Use rate shopping as a negotiating tool with preferred lenders rather than as the primary selection criterion. Good lenders often match competitive rates to retain business.
Long-term Relationship Value
Portfolio Growth Considerations
As your portfolio grows, maintaining relationships with lenders who execute consistently becomes more valuable than optimizing every individual transaction.
Reliable lenders often provide better terms and priority treatment for repeat customers. This relationship value compounds over time.
Market Cycle Management
During challenging market conditions, lenders who know your business are more likely to work through problems than those with purely transactional relationships.

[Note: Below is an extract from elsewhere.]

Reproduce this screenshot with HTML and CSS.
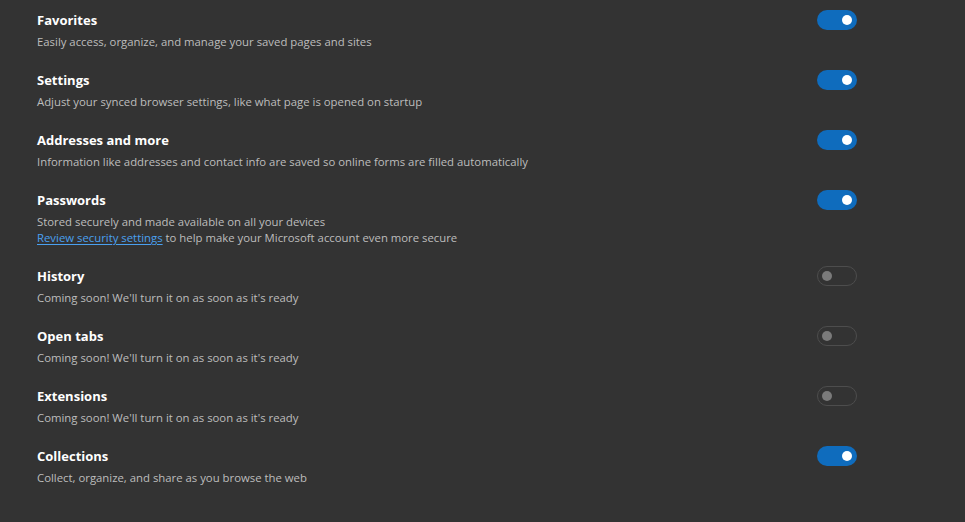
FILE: index.html
```html
<!DOCTYPE html>
<html>
<head>
<meta charset="utf-8">
<link rel="stylesheet" href="styles.css">
</head>
<body>
<div class="list">
  <div class="row">
    <div class="text">
      <div class="title">Favorites</div>
      <div class="desc">Easily access, organize, and manage your saved pages and sites</div>
    </div>
    <span class="toggle on"><span class="knob"></span></span>
  </div>
  <div class="row">
    <div class="text">
      <div class="title">Settings</div>
      <div class="desc">Adjust your synced browser settings, like what page is opened on startup</div>
    </div>
    <span class="toggle on"><span class="knob"></span></span>
  </div>
  <div class="row">
    <div class="text">
      <div class="title">Addresses and more</div>
      <div class="desc">Information like addresses and contact info are saved so online forms are filled automatically</div>
    </div>
    <span class="toggle on"><span class="knob"></span></span>
  </div>
  <div class="row">
    <div class="text">
      <div class="title">Passwords</div>
      <div class="desc">Stored securely and made available on all your devices</div>
      <div class="desc"><a class="link" href="#">Review security settings</a> to help make your Microsoft account even more secure</div>
    </div>
    <span class="toggle on"><span class="knob"></span></span>
  </div>
  <div class="row">
    <div class="text">
      <div class="title">History</div>
      <div class="desc">Coming soon! We'll turn it on as soon as it's ready</div>
    </div>
    <span class="toggle off"><span class="knob"></span></span>
  </div>
  <div class="row">
    <div class="text">
      <div class="title">Open tabs</div>
      <div class="desc">Coming soon! We'll turn it on as soon as it's ready</div>
    </div>
    <span class="toggle off"><span class="knob"></span></span>
  </div>
  <div class="row">
    <div class="text">
      <div class="title">Extensions</div>
      <div class="desc">Coming soon! We'll turn it on as soon as it's ready</div>
    </div>
    <span class="toggle off"><span class="knob"></span></span>
  </div>
  <div class="row">
    <div class="text">
      <div class="title">Collections</div>
      <div class="desc">Collect, organize, and share as you browse the web</div>
    </div>
    <span class="toggle on"><span class="knob"></span></span>
  </div>
</div>
</body>
</html>
```

FILE: styles.css
```css
html, body {
  margin: 0;
  padding: 0;
  background: #333333;
  height: 100%;
}
body {
  font-family: "Open Sans", "Noto Sans", sans-serif;
  -webkit-font-smoothing: antialiased;
}
.list {
  width: 820px;
  padding-left: 37px;
  display: flex;
  flex-direction: column;
}
.row {
  display: flex;
  justify-content: space-between;
  align-items: flex-start;
  padding: 10px 0;
}
.text {
  display: flex;
  flex-direction: column;
}
.title {
  color: #ffffff;
  font-size: 13px;
  font-weight: 700;
  line-height: 20px;
  margin-bottom: 4px;
}
.desc {
  color: #bdbdbd;
  font-size: 11.35px;
  line-height: 16px;
}
.link {
  color: #4aa0f0;
  text-decoration: underline;
  text-underline-offset: 2px;
}
.toggle {
  box-sizing: border-box;
  width: 40px;
  height: 20px;
  border-radius: 10px;
  display: flex;
  align-items: center;
  padding: 0 5px;
}
.toggle.on {
  background: #0f6cbd;
  justify-content: flex-end;
}
.toggle.off {
  border: 1px solid #4d4d4d;
  padding: 0 4px;
  justify-content: flex-start;
}
.knob {
  width: 10px;
  height: 10px;
  border-radius: 50%;
}
.toggle.on .knob { background: #ffffff; }
.toggle.off .knob { background: #7a7a7a; }
```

Strong lender relationships provide access to capital during tight credit markets when new relationships become difficult to establish.
Reputation and Referrals
Successfully completed transactions with reliable lenders create positive references for future deals. Lenders talk to each other about borrower experiences.
Failed executions damage your reputation and can affect future financing options across multiple lenders.
Building Execution-Focused Operations
Remember that financing execution is part of your overall competitive strategy. Investors who can move quickly and confidently on opportunities often access better deals than those with uncertain financing.
This doesn't mean accepting poor terms for execution certainty. It means understanding the full cost of financing decisions and optimizing for total transaction value rather than just interest rates.
The most successful investors have learned to balance rate competitiveness with execution reliability. They understand that the best financing comes from lenders who want their business and can deliver consistently.
When you build financing operations around execution certainty, you can pursue opportunities that other investors avoid due to timing constraints. This access to a broader opportunity set often will give you much better returns than simply optimizing for the lowest marginal rate.